Bomba, reguetón y otras amenazas musicales intergeneracionales

Después de escribir sobre licencias de obra sin tener ni idea, he vuelto para hablar de música sin tener oído. Estoy viendo hasta dónde puedo estirar el chicle del intrusismo. Spoiler: bastante.

king áfrica

Hay mañanas en las que uno se levanta con preguntas importantes: ¿Dónde he puesto las llaves? ¿Por qué sigo pagando Spotify si solo escucho la misma playlist de 2009? ¿Qué fue de mi dignidad? Pero hoy no. Hoy me desperté con esto: “Eva María se fue, buscando el sol en la playa…”

Y me quedé en la cama, en silencio, procesando que hay toda una canción sobre una señora que un día se cansó de todo, cogió su biquini de rayas y se fugó a la playa sin mirar atrás. Ni un WhatsApp. Ni una indirecta en Instagram. Ni una carta de despedida escrita en la arena. Solo abandono emocional… y SPF 50.

Y lo peor es que la seguimos cantando como si fuera un himno nacional. Como si estuviéramos relatando la versión española de Titanic, pero con sombrilla. Así éramos.
Y no era la única. También estaba Manolo Escobar, preguntando angustiadísimo “¿Dónde estará mi carro?”, en el primer true crime musical de la historia de España. O Los Diablos, convencidos de que “un rayo de sol” les había traído el amor. Spoiler: eso es insolación.

Se podía decir cualquier tontería, mientras sonara a verano en Benidorm.
Y aun así, hay quien dice: “Las de antes eran de amor. Las de ahora parecen discusiones entre Siri y un microondas.” Por supuesto. Lo que trajeron las nuevas generaciones fueron ritmos con el vocabulario de una licuadora en apuros. Trajeron letras que hacen que uno quiera abrazar un diccionario y llorar en negrita.

Hoy las canciones suenan como si las hubiera compuesto un router intentando conectarse. Una mezcla de gemidos, vocales solteras y consonantes huyendo por su vida. Frases que arrancan con entusiasmo y se descomponen como si alguien estuviese pisando el cable de la gramática.

Hay letras que parecen escritas por Siri borracha, y otras directamente suenan como si una tostadora estuviera teniendo un ataque de ansiedad con ritmo. Y lo más curioso: si no se entienden, mejor. El público objetivo tampoco está para muchas exigencias.
La norma es clara: si una palabra no rima, se le cambia la vocal. Si tiene más de dos sílabas, se considera literatura. Y si no suena sexy, se le mete un “brrr” encima y arreando.

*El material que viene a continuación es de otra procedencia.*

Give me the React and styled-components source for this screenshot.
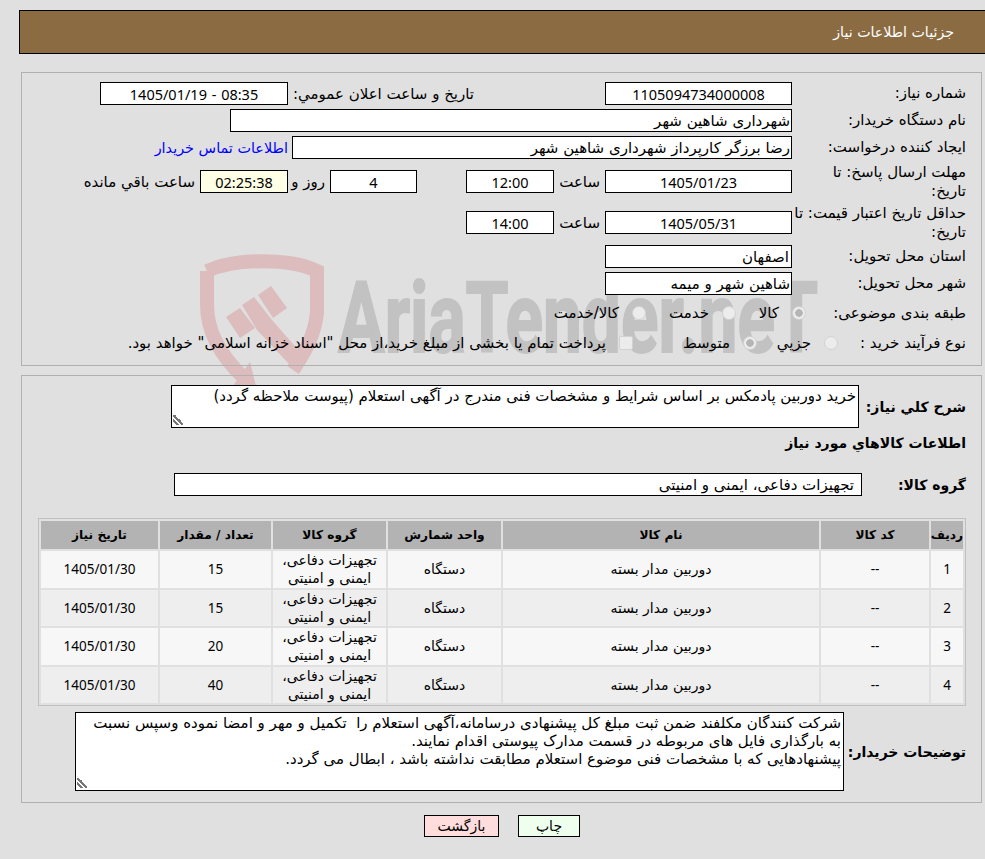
import React from 'react';
import styled, { createGlobalStyle } from 'styled-components';

const FONT = '"DejaVu Sans", "Noto Sans", sans-serif';

const GlobalStyle = createGlobalStyle`
  html, body {
    margin: 0;
    background: #e0e0e0;
  }
  body {
    font-family: ${FONT};
    font-size: 15px;
    color: #000;
  }
`;

const Page = styled.div`
  position: relative;
  direction: rtl;
  width: 985px;
  height: 859px;
  overflow: hidden;
  padding-top: 10px;
  box-sizing: border-box;
`;

const Watermark = styled.svg`
  position: absolute;
  left: 0;
  top: 0;
  width: 985px;
  height: 859px;
  pointer-events: none;
`;

const Header = styled.header`
  position: relative;
  height: 44px;
  margin-left: 19px;
  background: #8b6c42;
  border: 1px solid #000;
  border-right: 0;
  box-sizing: border-box;
  color: #fff;
  font-size: 14.2px;
  display: flex;
  align-items: center;
  padding-right: 31px;
`;

const Panel = styled.section`
  position: relative;
  margin: ${({ $top }) => $top}px 3px 0 0;
  width: 961px;
  box-sizing: border-box;
  border: 1px solid #b0b0b0;
  padding: ${({ $padTop }) => $padTop}px 15px ${({ $padBottom }) => $padBottom}px 0;
`;

const Row = styled.div`
  display: flex;
  align-items: center;
  height: ${({ $h }) => $h}px;
`;

const Label = styled.div`
  flex: none;
  width: ${({ $w }) => $w || 174}px;
  line-height: 19px;
  font-size: 15px;
  white-space: nowrap;
`;

const StrongLabel = styled.div`
  flex: none;
  width: ${({ $w }) => $w}px;
  font-weight: bold;
  font-size: 14px;
  line-height: 20px;
  white-space: nowrap;
`;

const Field = styled.div`
  flex: none;
  width: ${({ $w }) => $w}px;
  height: ${({ $h }) => $h || 23}px;
  margin-right: ${({ $gap }) => $gap || 0}px;
  box-sizing: border-box;
  border: 1px solid #000;
  background: ${({ $bg }) => $bg || '#fff'};
  display: flex;
  align-items: center;
  justify-content: ${({ $center }) => ($center ? 'center' : 'flex-start')};
  padding-right: ${({ $pad }) => $pad || 0}px;
  font-size: 15px;
  white-space: nowrap;
`;

const Value = styled.span`
  direction: ltr;
  font-family: "Noto Sans", "DejaVu Sans", sans-serif;
  font-size: 14.5px;
  word-spacing: 1px;
`;

const Caption = styled.div`
  flex: none;
  width: ${({ $w }) => ($w ? `${$w}px` : 'auto')};
  margin-right: ${({ $gap }) => $gap || 0}px;
  font-size: 15px;
  white-space: nowrap;
`;

const ContactLink = styled.a`
  margin-right: 4px;
  color: #0000ff;
  font-size: 14.4px;
  text-decoration: none;
  white-space: nowrap;
`;

const Radio = styled.input.attrs({ type: 'radio', disabled: true })`
  appearance: none;
  flex: none;
  width: 14px;
  height: 14px;
  margin: 0;
  border-radius: 50%;
  border: 1px solid #d2d2d2;
  background: ${({ checked }) => (checked ? 'radial-gradient(circle, #b5b5b5 0 3.5px, #ececec 4px)' : '#ececec')};
  box-sizing: border-box;
`;

const Checkbox = styled.input.attrs({ type: 'checkbox', disabled: true })`
  appearance: none;
  flex: none;
  width: 14px;
  height: 14px;
  margin: 0;
  border-radius: 2px;
  border: 1px solid #d2d2d2;
  background: #ececec;
  box-sizing: border-box;
`;

const OptionText = styled.div`
  flex: none;
  width: ${({ $w }) => ($w ? `${$w}px` : 'auto')};
  margin-right: 13px;
  font-size: 15px;
  white-space: nowrap;
`;

const NoteBox = styled.textarea.attrs({ readOnly: true })`
  flex: none;
  display: block;
  width: ${({ $w }) => $w}px;
  height: ${({ $h }) => $h}px;
  margin: 0;
  box-sizing: border-box;
  border: 1px solid #000;
  border-radius: 0;
  outline: 0;
  padding: 1px 2px;
  background: #fff;
  color: #000;
  direction: rtl;
  font-family: ${FONT};
  font-size: 15px;
  line-height: 18px;

  &::-webkit-resizer {
    background: linear-gradient(45deg, transparent 18%, #777 18% 32%, transparent 32% 42%, #777 42% 60%, transparent 60%) 1px 3px / 10px 10px no-repeat;
  }
`;

const SectionTitle = styled.div`
  height: 30px;
  display: flex;
  align-items: center;
  font-weight: bold;
  font-size: 14px;
`;

const GroupRow = styled.div`
  display: flex;
  align-items: center;
  margin-top: 15px;
`;

const ItemsTable = styled.table`
  width: 928px;
  margin: 22px 0 0 16px;
  border: 1px solid #c0c0c0;
  border-spacing: 2px;
  border-collapse: separate;
  table-layout: fixed;
  font-size: 14px;

  th {
    height: 28px;
    padding: 0;
    background: #b3b3b3;
    font-size: 12.2px;
    font-weight: bold;
  }
  td {
    height: 36.5px;
    padding: 0;
    text-align: center;
    line-height: 18px;
  }
  tbody tr:nth-child(odd) td {
    background: #f7f7f7;
  }
  tbody tr:nth-child(even) td {
    background: #eeeeee;
  }
`;

const Latin = styled.span`
  font-family: "Noto Sans", "DejaVu Sans", sans-serif;
  font-size: 13.5px;
`;

const NotesRow = styled.div`
  display: flex;
  align-items: center;
  margin-top: 6px;
`;

const Actions = styled.div`
  display: flex;
  justify-content: center;
  gap: 19px;
  margin: 12px 0 0 0;
  padding-left: 19px;
`;

const ActionButton = styled.button`
  width: ${({ $w }) => $w}px;
  height: 22px;
  padding: 0;
  border: 1px solid #000;
  border-radius: 0;
  background: ${({ $bg }) => $bg};
  color: #000;
  font-family: ${FONT};
  font-size: 14px;
`;

const rows = [
  { id: 1, qty: 15 },
  { id: 2, qty: 15 },
  { id: 3, qty: 20 },
  { id: 4, qty: 40 },
];

const columns = [
  { title: 'ردیف', width: 32 },
  { title: 'کد کالا', width: 108 },
  { title: 'نام کالا', width: 316 },
  { title: 'واحد شمارش', width: 113 },
  { title: 'گروه کالا', width: 113 },
  { title: 'تعداد / مقدار', width: 111 },
  { title: 'تاریخ نیاز', width: 117 },
];

const NOTES = `شرکت کنندگان مکلفند ضمن ثبت مبلغ کل پیشنهادی درسامانه،آگهی استعلام را  تکمیل و مهر و امضا نموده وسپس نسبت به بارگذاری فایل های مربوطه در قسمت مدارک پیوستی اقدام نمایند.
پیشنهادهایی که با مشخصات فنی موضوع استعلام مطابقت نداشته باشد ، ابطال می گردد.`;

const Logo = () => (
  <Watermark viewBox="0 0 985 859">
    <g fill="none" stroke="#dcbcbc" strokeWidth="14">
      <path d="M207 271 C235 258 290 258 317 271 L317 312 C315 335 305 352 293 370" />
      <path d="M207 271 L207 305 C207 335 225 360 244 378" />
    </g>
    <g fill="#dcbcbc">
      <polygon points="250,362 257,390 230,390" />
      <polygon points="226,317 240,308 255,328 240,338" />
      <polygon points="242,305 254,297 272,320 300,352 290,365 257,330" />
      <polygon points="258,295 271,286 287,308 273,318" />
    </g>
    <text
      x="338"
      y="352"
      direction="ltr"
      textLength="480"
      lengthAdjust="spacingAndGlyphs"
      fill="#c2c2c2"
      stroke="#c2c2c2"
      strokeWidth="2"
      fontFamily="Roboto, sans-serif"
      fontWeight="700"
      fontSize="98"
    >
      AriaTender.neT
    </text>
  </Watermark>
);

const App = () => (
  <Page>
    <GlobalStyle />
    <Logo />
    <Header>جزئیات اطلاعات نیاز</Header>

    <Panel $top={18} $padTop={7} $padBottom={8}>
      <Row $h={27}>
        <Label>شماره نیاز:</Label>
        <Field $w={187} $center><Value>1105094734000008</Value></Field>
        <Caption $w={186} $gap={131}>تاریخ و ساعت اعلان عمومي:</Caption>
        <Field $w={188} $center><Value>1405/01/19 - 08:35</Value></Field>
      </Row>
      <Row $h={27}>
        <Label>نام دستگاه خریدار:</Label>
        <Field $w={562} $pad={1}>شهرداری شاهین شهر</Field>
      </Row>
      <Row $h={27}>
        <Label>ایجاد کننده درخواست:</Label>
        <Field $w={500} $pad={1}>رضا برزگر کارپرداز شهرداری شاهین شهر</Field>
        <ContactLink href="#">اطلاعات تماس خریدار</ContactLink>
      </Row>
      <Row $h={41}>
        <Label>مهلت ارسال پاسخ: تا<br />تاریخ:</Label>
        <Field $w={187} $center><Value>1405/01/23</Value></Field>
        <Caption $w={46} $gap={5}>ساعت</Caption>
        <Field $w={88} $center><Value>12:00</Value></Field>
        <Field $w={87} $gap={49} $center><Value>4</Value></Field>
        <Caption $w={37} $gap={5}>روز و</Caption>
        <Field $w={88} $bg="#ffffe6" $center><Value>02:25:38</Value></Field>
        <Caption $gap={5}>ساعت باقي مانده</Caption>
      </Row>
      <Row $h={41}>
        <Label>حداقل تاریخ اعتبار قیمت: تا<br />تاریخ:</Label>
        <Field $w={187} $center><Value>1405/05/31</Value></Field>
        <Caption $w={46} $gap={5}>ساعت</Caption>
        <Field $w={88} $center><Value>14:00</Value></Field>
      </Row>
      <Row $h={27}>
        <Label>استان محل تحویل:</Label>
        <Field $w={187} $pad={2}>اصفهان</Field>
      </Row>
      <Row $h={27}>
        <Label>شهر محل تحویل:</Label>
        <Field $w={187} $pad={1}>شاهین شهر و میمه</Field>
      </Row>
      <Row $h={32}>
        <Label $w={160}>طبقه بندی موضوعی:</Label>
        <Radio checked readOnly />
        <OptionText $w={43}>کالا</OptionText>
        <Radio />
        <OptionText $w={63}>خدمت</OptionText>
        <Radio />
        <OptionText>کالا/خدمت</OptionText>
      </Row>
      <Row $h={28}>
        <Label $w={128}>نوع فرآیند خرید :</Label>
        <Radio />
        <OptionText $w={54}>جزیي</OptionText>
        <Radio checked readOnly />
        <OptionText $w={97}>متوسط</OptionText>
        <Checkbox />
        <OptionText>پرداخت تمام یا بخشی از مبلغ خرید،از محل "اسناد خزانه اسلامی" خواهد بود.</OptionText>
      </Row>
    </Panel>

    <Panel $top={9} $padTop={9} $padBottom={11}>
      <Row $h={43}>
        <StrongLabel $w={107}>شرح کلي نیاز:</StrongLabel>
        <NoteBox
          $w={688}
          $h={43}
          value="خرید دوربین پادمکس بر اساس شرایط و مشخصات فنی مندرج در آگهی استعلام (پیوست ملاحظه گردد)"
        />
      </Row>
      <SectionTitle>اطلاعات کالاهاي مورد نیاز</SectionTitle>
      <GroupRow>
        <StrongLabel $w={104}>گروه کالا:</StrongLabel>
        <Field $w={688} $h={23} $pad={7}>تجهیزات دفاعی، ایمنی و امنیتی</Field>
      </GroupRow>
      <ItemsTable>
        <colgroup>
          {columns.map((col) => <col key={col.title} style={{ width: col.width }} />)}
        </colgroup>
        <thead>
          <tr>
            {columns.map((col) => <th key={col.title}>{col.title}</th>)}
          </tr>
        </thead>
        <tbody>
          {rows.map((row) => (
            <tr key={row.id}>
              <td><Latin>{row.id}</Latin></td>
              <td><Latin>--</Latin></td>
              <td>دوربین مدار بسته</td>
              <td>دستگاه</td>
              <td>تجهیزات دفاعی،<br />ایمنی و امنیتی</td>
              <td><Latin>{row.qty}</Latin></td>
              <td><Latin>1405/01/30</Latin></td>
            </tr>
          ))}
        </tbody>
      </ItemsTable>
      <NotesRow>
        <StrongLabel $w={122}>توضیحات خریدار:</StrongLabel>
        <NoteBox $w={769} $h={79} value={NOTES} />
      </NotesRow>
    </Panel>

    <Actions>
      <ActionButton $w={62} $bg="#eeffee">چاپ</ActionButton>
      <ActionButton $w={75} $bg="#ffdddd">بازگشت</ActionButton>
    </Actions>
  </Page>
);

export default App;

Y luego están las letras. “Me porto bonito”, dice Bad Bunny, como si fuera un niño que ha dejado de comerse los mocos y quiere premio. “Yo soy una perra en calor”, dice otra artista, que no sé si está flirteando o necesita ver con urgencia a un veterinario.
Y atención al clásico moderno de Daddy Yankee: “Meneo que parece que fue bailando en el Tour de France.”

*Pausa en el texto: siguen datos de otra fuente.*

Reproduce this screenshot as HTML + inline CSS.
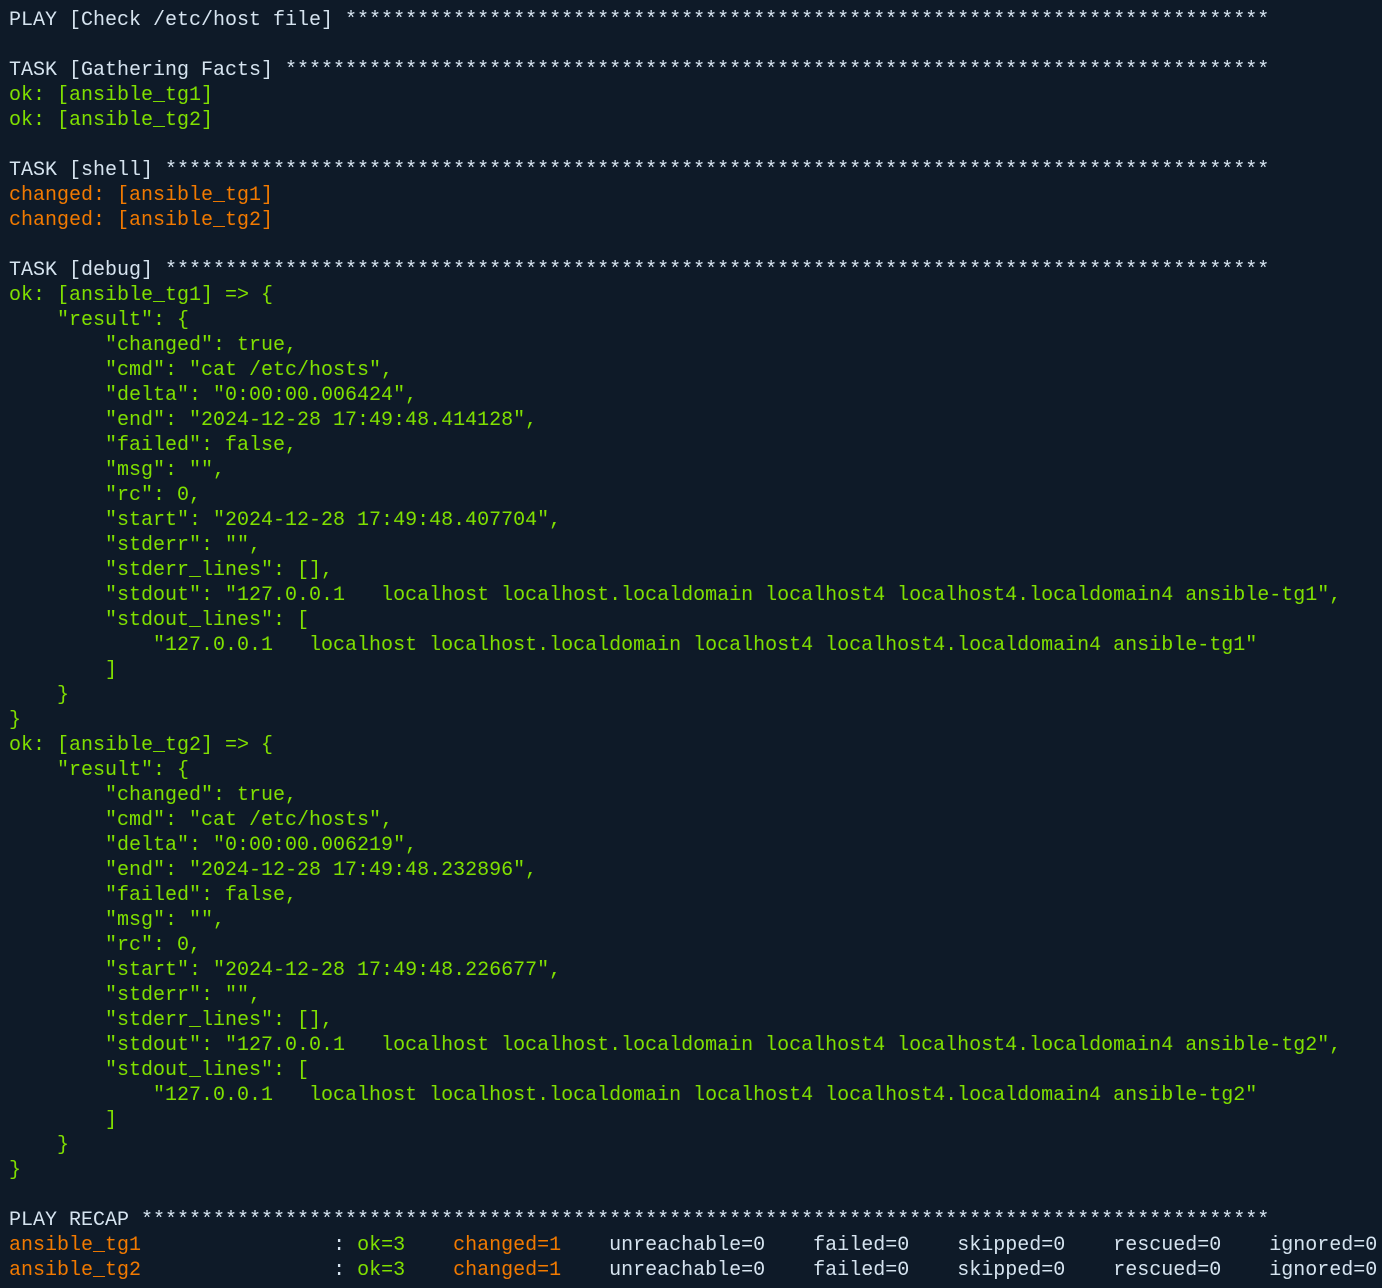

Sí, claro. Porque cuando uno piensa en sensualidad, lo primero que le viene a la cabeza es un ciclista sudando con mallas de licra, subiendo los Pirineos mientras le gritan “¡venga Enric!”. Erotismo y dopaje: la combinación perfecta. No sé qué clase de imágenes maneja Daddy Yankee en su cabeza, pero ojalá no se conviertan nunca en película.

Y claro, viendo este panorama, uno dice:“Nosotros sí que sabíamos lo que era música de verdad” Bueno. Hasta que te acuerdas de que nosotros teníamos a un señor llamado King Africa, vestido como si se hubiera escapado de una piñata humana, gritando “BOOOOMBAAAAAA” Con los pulmones de una ballena hipertensa. Lo cantábamos sudados. Felices. Sin cuestionarnos nada. No era música. Era crossfit para la vergüenza.

Teníamos a un tipo disfrazado de airbag humano gritando “Bomba” como si fuera el Evangelio según Pachá. Y nosotros ahí, en trance, con una mano en la cabeza, otra en la cintura, y el sentido del ridículo flotando boca abajo en la piscina.
Así que no. No somos mejores. Ni peores. Solo distintos en el tipo de estupidez que estamos dispuestos a bailar.

Unos cantaban a sombrillas y coches robados. Otros a ciclismo erótico y frases que suenan como errores de conexión. Y nosotros… nosotros tuvimos a King África.

Y si hay algo que une a toda la humanidad —desde los Beatles hasta Don Omar— es ese momento glorioso en el que alguien, en mitad de una boda o una verbena, te grita con convicción, como si de ello dependiera el futuro del planeta: “¡BOOOOMBAAA!”
Y tú, claro, te levantas. Y la bailas.